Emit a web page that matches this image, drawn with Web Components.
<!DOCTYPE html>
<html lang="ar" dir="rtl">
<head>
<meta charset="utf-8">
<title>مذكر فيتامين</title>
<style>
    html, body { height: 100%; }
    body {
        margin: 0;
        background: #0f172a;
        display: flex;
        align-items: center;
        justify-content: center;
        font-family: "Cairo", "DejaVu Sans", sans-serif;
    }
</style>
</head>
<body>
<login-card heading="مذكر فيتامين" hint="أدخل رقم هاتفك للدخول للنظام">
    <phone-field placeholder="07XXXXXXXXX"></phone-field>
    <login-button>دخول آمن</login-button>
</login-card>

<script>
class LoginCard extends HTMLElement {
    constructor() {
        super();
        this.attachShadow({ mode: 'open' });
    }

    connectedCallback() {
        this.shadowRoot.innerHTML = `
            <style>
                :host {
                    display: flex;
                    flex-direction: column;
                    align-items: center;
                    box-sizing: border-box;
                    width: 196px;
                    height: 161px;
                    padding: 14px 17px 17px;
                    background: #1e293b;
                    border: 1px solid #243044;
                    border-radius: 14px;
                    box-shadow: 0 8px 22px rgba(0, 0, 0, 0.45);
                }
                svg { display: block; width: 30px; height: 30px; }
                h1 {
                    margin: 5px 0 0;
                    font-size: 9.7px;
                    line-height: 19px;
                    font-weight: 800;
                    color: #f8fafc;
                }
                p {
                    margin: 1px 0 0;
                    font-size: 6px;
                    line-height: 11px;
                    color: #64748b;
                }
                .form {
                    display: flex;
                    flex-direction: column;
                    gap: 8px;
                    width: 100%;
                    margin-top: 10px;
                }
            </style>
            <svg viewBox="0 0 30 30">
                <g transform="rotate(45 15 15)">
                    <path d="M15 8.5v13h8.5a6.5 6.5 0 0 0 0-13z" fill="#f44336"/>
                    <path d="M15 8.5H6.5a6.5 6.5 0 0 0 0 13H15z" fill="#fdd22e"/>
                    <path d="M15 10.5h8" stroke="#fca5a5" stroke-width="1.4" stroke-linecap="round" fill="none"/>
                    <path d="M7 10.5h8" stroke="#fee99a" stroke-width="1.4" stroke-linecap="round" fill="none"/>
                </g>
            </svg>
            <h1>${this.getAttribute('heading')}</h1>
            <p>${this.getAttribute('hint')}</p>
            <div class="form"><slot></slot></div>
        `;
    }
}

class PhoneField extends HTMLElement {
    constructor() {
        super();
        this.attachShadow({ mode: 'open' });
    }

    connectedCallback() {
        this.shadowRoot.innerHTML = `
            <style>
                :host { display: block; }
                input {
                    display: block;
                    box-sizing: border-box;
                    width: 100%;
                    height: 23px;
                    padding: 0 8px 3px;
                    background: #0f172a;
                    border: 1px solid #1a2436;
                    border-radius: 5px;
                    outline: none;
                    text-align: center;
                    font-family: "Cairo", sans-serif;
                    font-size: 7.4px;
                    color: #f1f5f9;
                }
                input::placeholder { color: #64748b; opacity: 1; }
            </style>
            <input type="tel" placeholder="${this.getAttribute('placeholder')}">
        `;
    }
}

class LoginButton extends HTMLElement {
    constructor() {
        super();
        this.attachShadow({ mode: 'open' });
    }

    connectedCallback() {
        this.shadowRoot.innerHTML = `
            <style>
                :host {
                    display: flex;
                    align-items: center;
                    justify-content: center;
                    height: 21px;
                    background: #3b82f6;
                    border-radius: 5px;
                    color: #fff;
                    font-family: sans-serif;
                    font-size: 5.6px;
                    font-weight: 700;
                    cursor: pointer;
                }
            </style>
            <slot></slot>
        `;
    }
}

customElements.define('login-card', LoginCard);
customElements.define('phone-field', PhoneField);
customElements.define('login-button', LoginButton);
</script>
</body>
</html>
——
| SET EXERCISE |
Write down again the exact lines running from the beginning of the data to the line containing "</login-card>", with both ends included.

| OUTPUT OF THE EXERCISE |
Emit a web page that matches this image, drawn with Web Components.
<!DOCTYPE html>
<html lang="ar" dir="rtl">
<head>
<meta charset="utf-8">
<title>مذكر فيتامين</title>
<style>
    html, body { height: 100%; }
    body {
        margin: 0;
        background: #0f172a;
        display: flex;
        align-items: center;
        justify-content: center;
        font-family: "Cairo", "DejaVu Sans", sans-serif;
    }
</style>
</head>
<body>
<login-card heading="مذكر فيتامين" hint="أدخل رقم هاتفك للدخول للنظام">
    <phone-field placeholder="07XXXXXXXXX"></phone-field>
    <login-button>دخول آمن</login-button>
</login-card>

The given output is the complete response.